## BEGIN

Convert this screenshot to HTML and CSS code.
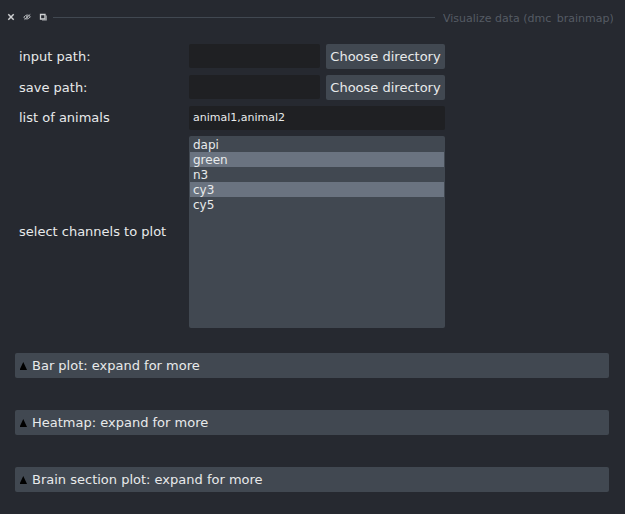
FILE: index.html
```html
<!DOCTYPE html>
<html lang="en"><head><meta charset="utf-8"><title>Visualize data</title><link rel="stylesheet" href="styles.css"></head>
<body>
<header class="titlebar">
<svg class="icons" width="49" height="15" viewBox="0 0 49 15" fill="none" stroke="#d0d2d4">
<path d="M4.300 4.300l5.400 5.400M9.700 4.300l-5.400 5.400" stroke-width="1.500"/>
<path d="M19.700 7.300q3.300-4.300 6.700-.6q-3.300 4.300-6.700.6zM20.500 9.600l5.800-5.200" stroke="#b2b5b9" stroke-width="1"/><circle cx="23" cy="7" r="1" fill="#b2b5b9" stroke="none"/>
<path d="M36.500 4.500h4.500v4.500h-4.500z" stroke-width="1.300"/><path d="M38 10h4.200v-4.500" stroke="#a5a8ac" stroke-width="1.200"/>
</svg>
<div class="rule"></div><span class="title">Visualize data (dmc_brainmap)</span>
</header>
<main>
<form class="form">
<label>input path:</label><div class="row"><div class="field"></div><button type="button">Choose directory</button></div>
<label>save path:</label><div class="row"><div class="field"></div><button type="button">Choose directory</button></div>
<label>list of animals</label><div class="field wide">animal1,animal2</div>
<label>select channels to plot</label>
<ul class="list"><li>dapi</li><li class="on">green</li><li>n3</li><li class="on">cy3</li><li>cy5</li></ul>
</form>
<section class="panels">
<div class="panel"><i class="tri"></i>Bar plot: expand for more</div>
<div class="panel"><i class="tri"></i>Heatmap: expand for more</div>
<div class="panel"><i class="tri"></i>Brain section plot: expand for more</div>
</section>
</main>
</body></html>
```

FILE: styles.css
```css
* { box-sizing: border-box; }
body { margin: 0; width: 625px; height: 514px; overflow: hidden; background: #262930; color: #e8eaeb; font: 13px/16px "DejaVu Sans", sans-serif; }
.titlebar { height: 35px; padding: 0 12px 0 4px; display: flex; align-items: center; }
.icons { flex: none; }
.rule { flex: 1; height: 1px; background: #414851; }
/* The title box is shorter than its line, which cuts off the underscore. */
.title { align-self: flex-start; width: 170px; height: 12px; margin: 12px 0 0 8px; overflow: hidden; font-size: 11px; line-height: 14px; white-space: nowrap; color: #555b64; }
main { padding: 9px 16px 0 15px; }
.form { display: grid; grid-template-columns: 170px 256px; grid-template-rows: 25px 25px 24px 192px; row-gap: 6px; align-items: center; padding-left: 4px; }
.row { display: flex; gap: 6px; }
.field { width: 131px; height: 24px; border-radius: 2px; background: #1f2023; font-size: 11px; line-height: 24px; padding: 0 4px; }
.wide { width: 256px; }
button { flex: 1; height: 25px; padding: 0; border: 0; border-radius: 2px; background: #414851; color: inherit; font: inherit; white-space: nowrap; }
.list { height: 192px; margin: 0; padding: 1px; list-style: none; border-radius: 2px; background: #414851; font-size: 12px; line-height: 17px; }
.list li { height: 15px; padding-left: 3px; }
.list .on { background: #6a7380; }
.panels { display: grid; gap: 32px; margin-top: 25px; }
.panel { height: 25px; display: flex; align-items: center; padding-left: 4px; border-radius: 2px; background: #414851; }
.tri { width: 7.5px; height: 8px; margin: 1px 5px 0 0.5px; background: #000; clip-path: polygon(50% 0, 100% 100%, 0 100%); }
```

## END

Objective. Reproduce all of the data exactly; the pictures do not belong in the copy.

Reply to the task.
Convert this screenshot to HTML and CSS code.
FILE: index.html
```html
<!DOCTYPE html>
<html lang="en"><head><meta charset="utf-8"><title>Visualize data</title><link rel="stylesheet" href="styles.css"></head>
<body>
<header class="titlebar">
<svg class="icons" width="49" height="15" viewBox="0 0 49 15" fill="none" stroke="#d0d2d4">
<path d="M4.300 4.300l5.400 5.400M9.700 4.300l-5.400 5.400" stroke-width="1.500"/>
<path d="M19.700 7.300q3.300-4.300 6.700-.6q-3.300 4.300-6.700.6zM20.500 9.600l5.800-5.200" stroke="#b2b5b9" stroke-width="1"/><circle cx="23" cy="7" r="1" fill="#b2b5b9" stroke="none"/>
<path d="M36.500 4.500h4.500v4.500h-4.500z" stroke-width="1.300"/><path d="M38 10h4.200v-4.500" stroke="#a5a8ac" stroke-width="1.200"/>
</svg>
<div class="rule"></div><span class="title">Visualize data (dmc_brainmap)</span>
</header>
<main>
<form class="form">
<label>input path:</label><div class="row"><div class="field"></div><button type="button">Choose directory</button></div>
<label>save path:</label><div class="row"><div class="field"></div><button type="button">Choose directory</button></div>
<label>list of animals</label><div class="field wide">animal1,animal2</div>
<label>select channels to plot</label>
<ul class="list"><li>dapi</li><li class="on">green</li><li>n3</li><li class="on">cy3</li><li>cy5</li></ul>
</form>
<section class="panels">
<div class="panel"><i class="tri"></i>Bar plot: expand for more</div>
<div class="panel"><i class="tri"></i>Heatmap: expand for more</div>
<div class="panel"><i class="tri"></i>Brain section plot: expand for more</div>
</section>
</main>
</body></html>
```

FILE: styles.css
```css
* { box-sizing: border-box; }
body { margin: 0; width: 625px; height: 514px; overflow: hidden; background: #262930; color: #e8eaeb; font: 13px/16px "DejaVu Sans", sans-serif; }
.titlebar { height: 35px; padding: 0 12px 0 4px; display: flex; align-items: center; }
.icons { flex: none; }
.rule { flex: 1; height: 1px; background: #414851; }
/* The title box is shorter than its line, which cuts off the underscore. */
.title { align-self: flex-start; width: 170px; height: 12px; margin: 12px 0 0 8px; overflow: hidden; font-size: 11px; line-height: 14px; white-space: nowrap; color: #555b64; }
main { padding: 9px 16px 0 15px; }
.form { display: grid; grid-template-columns: 170px 256px; grid-template-rows: 25px 25px 24px 192px; row-gap: 6px; align-items: center; padding-left: 4px; }
.row { display: flex; gap: 6px; }
.field { width: 131px; height: 24px; border-radius: 2px; background: #1f2023; font-size: 11px; line-height: 24px; padding: 0 4px; }
.wide { width: 256px; }
button { flex: 1; height: 25px; padding: 0; border: 0; border-radius: 2px; background: #414851; color: inherit; font: inherit; white-space: nowrap; }
.list { height: 192px; margin: 0; padding: 1px; list-style: none; border-radius: 2px; background: #414851; font-size: 12px; line-height: 17px; }
.list li { height: 15px; padding-left: 3px; }
.list .on { background: #6a7380; }
.panels { display: grid; gap: 32px; margin-top: 25px; }
.panel { height: 25px; display: flex; align-items: center; padding-left: 4px; border-radius: 2px; background: #414851; }
.tri { width: 7.5px; height: 8px; margin: 1px 5px 0 0.5px; background: #000; clip-path: polygon(50% 0, 100% 100%, 0 100%); }
```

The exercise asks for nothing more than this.